● DATA BLOCK
-.-.-

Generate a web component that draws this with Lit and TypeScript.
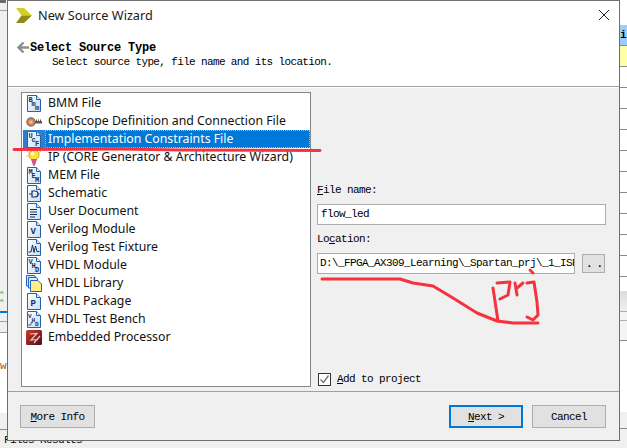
import { LitElement, html, css, svg } from "lit";
import { customElement } from "lit/decorators.js";

const doc = (inner: unknown, id: string) => svg`
  <defs><linearGradient id=${id} x1="0" y1="0" x2="1" y2="1"><stop offset="0" stop-color="#ffffff"/><stop offset="1" stop-color="#c9dcf3"/></linearGradient></defs>
  <path d="M1.5 .5H10.5L14.5 4.5V16.5H1.5Z" fill=${`url(#${id})`} stroke="#1f64b4"/>
  <path d="M10.5 .5V4.5H14.5" fill="#dbe8f7" stroke="#1f64b4"/>
  ${inner}`;

const t = (x: number, y: number, s: string, size = 7) =>
  svg`<text x=${x} y=${y} font-family="Liberation Mono, monospace" font-weight="700" font-size=${size} fill="#12305c">${s}</text>`;

const icons: Record<string, unknown> = {
  bmm: doc(svg`${t(2.5, 7, "B")}${t(5.5, 11, "m")}${t(9, 15, "m")}`, "g1"),
  chip: svg`
    <circle cx="5" cy="9" r="4" fill="#e9854e" stroke="#77736d" stroke-width="1.5"/>
    <circle cx="5" cy="9" r="1.5" fill="#f6c09c"/>
    <path d="M9 8H16V10.5H9Z" fill="#5f5c58"/>
    <path d="M10.5 6.5V8M12.5 6.5V8M14.5 6.5V8" stroke="#5f5c58"/>`,
  ucf: doc(svg`${t(2.5, 7, "U")}${t(5.5, 11, "c")}${t(9, 15, "F")}`, "g3"),
  ip: svg`
    <circle cx="8" cy="6" r="5" fill="#ffe23c" stroke="#d9a520"/>
    <circle cx="6.5" cy="4.5" r="1.8" fill="#fff8c0"/>
    <path d="M1 2L3 3.5M15 2L13 3.5M.5 7H2.5" stroke="#e8a8c0"/>
    <path d="M5.5 10.5L10.5 10.5L8.5 16.5H7.5Z" fill="#d65a86" stroke="#b33e6c" stroke-width=".6"/>`,
  mem: doc(svg`${t(2.5, 7, "M")}${t(5.5, 11, "E")}${t(9, 15, "M")}`, "g5"),
  sch: doc(svg`<path d="M6 6H9A3 3 0 0 1 9 12H6Z" fill="none" stroke="#12305c" stroke-width="1.2"/><path d="M3 9H6M12 9H13.5" stroke="#12305c"/>`, "g6"),
  usr: doc(svg`<path d="M4 6.5H11M4 9H11M4 11.5H11M4 14H9" stroke="#12305c"/>`, "g7"),
  v: doc(t(4.5, 12.5, "V", 9), "g8"),
  vtf: doc(svg`<path d="M2.5 13H5L6.5 6L8 13.5L9.5 7L11 12.5H13.5" fill="none" stroke="#12305c"/>`, "g9"),
  vhd: doc(svg`${t(2.5, 7, "V")}${t(5.5, 11, "H")}${t(9, 15, "D")}`, "g10"),
  lib: svg`
    <path d="M.5 .5H8.5L9.5 2V11H.5Z" fill="#cfe2f8" stroke="#1f64b4"/>
    <path d="M2.5 2.5H10.5L11.5 4V13H2.5Z" fill="#dcebfb" stroke="#1f64b4"/>
    <path d="M4.5 5.5H12L15.5 9V16.5H4.5Z" fill="#ffec8a" stroke="#1f64b4"/>`,
  p: doc(t(4.5, 12.5, "P", 9), "g12"),
  vtb: doc(svg`${t(2, 6.5, "V", 6)}${t(5.5, 10.5, "H", 6)}${t(9, 15, "D", 6)}<path d="M2 14H5V11.5H7" fill="none" stroke="#12305c" stroke-width=".7"/>`, "g13"),
  emb: svg`
    <defs><linearGradient id="g14" x1="0" y1="0" x2="1" y2="1"><stop offset="0" stop-color="#d23a2c"/><stop offset="1" stop-color="#4c0f14"/></linearGradient></defs>
    <rect x="0" y="1" width="16" height="15" rx="1.5" fill="url(#g14)"/>
    <path d="M4 5L11 4.5L5 11L12 10.5M8 14L14 7" fill="none" stroke="#f0c8c0" stroke-width="1.2"/>`,
};

const rows = [
  ["bmm", "BMM File"],
  ["chip", "ChipScope Definition and Connection File"],
  ["ucf", "Implementation Constraints File"],
  ["ip", "IP (CORE Generator & Architecture Wizard)"],
  ["mem", "MEM File"],
  ["sch", "Schematic"],
  ["usr", "User Document"],
  ["v", "Verilog Module"],
  ["vtf", "Verilog Test Fixture"],
  ["vhd", "VHDL Module"],
  ["lib", "VHDL Library"],
  ["p", "VHDL Package"],
  ["vtb", "VHDL Test Bench"],
  ["emb", "Embedded Processor"],
];

@customElement("app-root")
export class AppRoot extends LitElement {
  static styles = css`
    :host { display: block; position: relative; width: 627px; height: 448px; overflow: hidden; background: #f0f0f0;
      font-family: "Liberation Mono", monospace; color: #000; }
    .desk { position: absolute; inset: 0; display: flex; justify-content: space-between; }
    .strip { display: flex; flex-direction: column; width: 7px; overflow: hidden; }
    .topmark { height: 3px; width: 6px; background: #6a6a6a; flex: none; }
    .l1 { height: 7px; border-bottom: 1px solid #a0a0a0; flex: none; }
    .greenbits { height: 16px; margin-top: 278px; color: #1f9a50; font-size: 6px; line-height: 8px; flex: none; }
    .blue { height: 2px; margin-top: 6px; background: #0078d7; flex: none; }
    .l3 { height: 8px; border-bottom: 1px solid #a0a0a0; flex: none; }
    .l4 { height: 10px; border-bottom: 1px solid #a0a0a0; flex: none; }
    .white { height: 80px; background: #fff; color: #a0561a; font-size: 11px; line-height: 66px; flex: none; white-space: nowrap; }
    .grey { height: 16px; background: #f0f0f0; border-bottom: 1px solid #8a8a8a; flex: none; }
    .rightstrip { background: #fff; }
    .rtop { height: 25px; flex: none; }
    .rblue { height: 21px; background: #99ccff; font-size: 11px; font-weight: 700; line-height: 20px; flex: none; white-space: nowrap; border-bottom: 1px solid #8a8a8a; box-sizing: border-box; }
    .ryellow { height: 21px; background: #ffffa8; border-bottom: 1px solid #8a8a8a; box-sizing: border-box; flex: none; }
    .rrow { height: 21px; border-bottom: 1px solid #8a8a8a; box-sizing: border-box; flex: none; }
    .rgap { height: 14px; flex: none; }
    .rgrad { height: 20px; background: linear-gradient(#dcdcdc, #f0f0f0); border-bottom: 1px solid #b0b0b0; flex: none; }
    .rl { height: 8px; border-bottom: 1px solid #b0b0b0; flex: none; background: #f4f4f4; }
    .rl2 { height: 19px; border-bottom: 1px solid #8a8a8a; flex: none; background: #f4f4f4; }
    .rwhite { height: 71px; flex: none; }
    .rgrey { height: 16px; background: #f0f0f0; border-bottom: 1px solid #8a8a8a; flex: none; }
    .rend { flex: 1; background: #f0f0f0; }
    .results { position: absolute; left: 4px; top: 434px; font-size: 11px; letter-spacing: -.6px; line-height: 12px; white-space: nowrap; }

    .win { position: absolute; left: 7px; top: 0; width: 613px; height: 441px; box-sizing: border-box;
      border: 1px solid #6f6f6f; background: #f0f0f0; display: flex; flex-direction: column; }
    .head { height: 85px; flex: none; background: #fff; border-bottom: 1px solid #a0a0a0; position: relative; box-sizing: content-box; }
    .titlebar { display: flex; align-items: center; height: 28px; padding-left: 8px; gap: 5px; }
    .title { font-family: "Noto Sans", sans-serif; font-size: 12.7px; color: #1a1a1a; }
    .close { position: absolute; right: 9px; top: 8px; }
    .sect { display: flex; align-items: flex-start; padding: 12px 0 0 8px; }
    .sect-t { font-weight: 700; font-size: 12px; letter-spacing: -.2px; line-height: 14px; }
    .sub { font-size: 11px; letter-spacing: -.64px; line-height: 13px; padding: 1px 0 0 44px; white-space: pre; }

    .body { flex: 1; display: flex; padding: 4px 12px 4px 13px; gap: 6px; min-height: 0; border-top: 1px solid #fff; }
    .list { width: 290px; box-sizing: border-box; border: 1px solid #828790; background: #fff; padding: 1px 0 0 1px; flex: none; }
    .row { display: flex; height: 18px; align-items: stretch; font-family: "Noto Sans", sans-serif; font-size: 12.3px; color: #111; }
    .ic { width: 22px; flex: none; display: flex; align-items: center; padding-left: 3px; box-sizing: border-box; }
    .tx { flex: 1; padding: 0 0 2px 3px; display: flex; align-items: center; white-space: nowrap; }
    .sel .ic { background: #2a7fd0; }
    .sel .tx { background: #0078d7; color: #fff; outline: 1px dotted #f0b060; outline-offset: -1px; }

    .form { flex: 1; display: flex; flex-direction: column; padding-top: 91px; min-width: 0; font-size: 11px; letter-spacing: -.6px; }
    .lab { height: 21px; line-height: 14px; flex: none; }
    u { text-decoration-thickness: 1px; }
    .inp { height: 21px; box-sizing: border-box; border: 1px solid #adadad; background: #fff; padding: 0 3px; line-height: 19px; overflow: hidden; white-space: nowrap; flex: none; }
    .f1 { width: 289px; margin-bottom: 7px; }
    .locrow { display: flex; gap: 7px; align-items: center; flex: none; }
    .f2 { width: 258px; padding: 0 2px; }
    .dots { width: 23px; height: 19px; box-sizing: border-box; background: #e1e1e1; border: 1px solid #adadad; font-weight: 700; line-height: 19px; text-align: center; letter-spacing: 4px; padding-left: 3px; }
    .grow { flex: 1; }
    .chk { display: flex; align-items: center; gap: 6px; padding-left: 1px; height: 14px; margin-bottom: 1px; }
    .box { width: 13px; height: 13px; box-sizing: border-box; border: 1px solid #333; background: #fff; display: flex; }

    .foot { height: 49px; flex: none; border-top: 1px solid #a0a0a0; display: flex; align-items: flex-start; padding: 13px 13px 0 12px; gap: 9px; box-sizing: border-box; font-size: 11px; letter-spacing: -.6px; }
    .btn { width: 74px; height: 23px; box-sizing: border-box; background: #e1e1e1; border: 1px solid #adadad; display: flex; align-items: center; justify-content: center; white-space: pre; }
    .wide { width: 75px; }
    .primary { border: 2px solid #0078d7; }
    .spacer { flex: 1; }
    .ink { position: absolute; inset: 0; pointer-events: none; }
  `;

  private leftStrip() {
    return html`<div class="strip">
      <div class="topmark"></div><div class="l1"></div>
      <div class="greenbits">e<br />e</div>
      <div class="blue"></div><div class="l3"></div><div class="l4"></div>
      <div class="white">w</div><div class="grey"></div>
    </div>`;
  }

  private rightStrip() {
    return html`<div class="strip rightstrip">
      <div class="rtop"></div><div class="rblue">i</div><div class="ryellow"></div>
      ${Array.from({ length: 10 }, () => html`<div class="rrow"></div>`)}
      <div class="rgap"></div><div class="rgrad"></div><div class="rl"></div><div class="rl2"></div>
      <div class="rwhite"></div><div class="rgrey"></div><div class="rend"></div>
    </div>`;
  }

  render() {
    return html`
      <div class="desk">${this.leftStrip()}${this.rightStrip()}</div>
      <div class="results">Files Results</div>
      <div class="win">
        <div class="head">
          <div class="titlebar">
            <svg width="17" height="15" viewBox="0 0 17 15">
              <path d="M0 0H8L16 7.5H5.5Z" fill="#d2d024"/>
              <path d="M5.5 7.5H16L8 15H0Z" fill="#8f8c16"/>
            </svg>
            <span class="title">New Source Wizard</span>
          </div>
          <svg class="close" width="12" height="12" viewBox="0 0 12 12"><path d="M1 1L11 11M11 1L1 11" stroke="#222" stroke-width="1"/></svg>
          <div class="sect">
            <svg width="14" height="13" viewBox="0 0 14 13"><path d="M13 6.5H3M7.5 1.5L2.5 6.5L7.5 11.5" fill="none" stroke="#8d8d8d" stroke-width="2.4"/></svg>
            <span class="sect-t">Select Source Type</span>
          </div>
          <div class="sub">Select source type, file name and its location.</div>
        </div>
        <div class="body">
          <div class="list">
            ${rows.map(([k, label], i) => html`
              <div class="row ${i === 2 ? "sel" : ""}">
                <div class="ic"><svg width="16" height="17" viewBox="0 0 16 17">${icons[k]}</svg></div>
                <div class="tx">${label}</div>
              </div>`)}
          </div>
          <div class="form">
            <div class="lab"><u>F</u>ile name:</div>
            <div class="inp f1">flow_led</div>
            <div class="lab">Lo<u>c</u>ation:</div>
            <div class="locrow">
              <div class="inp f2">D:\\_FPGA_AX309_Learning\\_Spartan_prj\\_1_ISE</div>
              <div class="dots">..</div>
            </div>
            <div class="grow"></div>
            <div class="chk">
              <div class="box"><svg width="11" height="11" viewBox="0 0 11 11"><path d="M1.5 5.5L4.5 8.5L9.5 1.5" fill="none" stroke="#707070" stroke-width="1.3"/></svg></div>
              <span><u>A</u>dd to project</span>
            </div>
          </div>
        </div>
        <div class="foot">
          <div class="btn wide"><span><u>M</u>ore Info</span></div>
          <div class="spacer"></div>
          <div class="btn primary"><span><u>N</u>ext &gt;</span></div>
          <div class="btn">Cancel</div>
        </div>
      </div>
      <svg class="ink" width="627" height="448" viewBox="0 0 627 448" fill="none" stroke="#f5333f" stroke-width="3" stroke-linecap="round" stroke-linejoin="round">
        <path d="M14 149.5L120 149L180 150L320 150.5"/>
        <path d="M322 279H400L413 283L433 286L453 298L477 313L497 321L513 323H538"/>
        <path d="M493 288L498 321M497 283L510 282L508 295L500 299"/>
        <path d="M515 283L517 295M517 288L523 283"/>
        <path d="M530 270L533 273M527 283L534 282L537 302L538 315L533 320L527 317"/>
      </svg>
    `;
  }
}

-.-.-

● WHAT YOU ARE ASKED TO DO
Copy each line holding the word "this" from the listing above.

● RESPONSE
Generate a web component that draws this with Lit and TypeScript.
      <div class="desk">${this.leftStrip()}${this.rightStrip()}</div>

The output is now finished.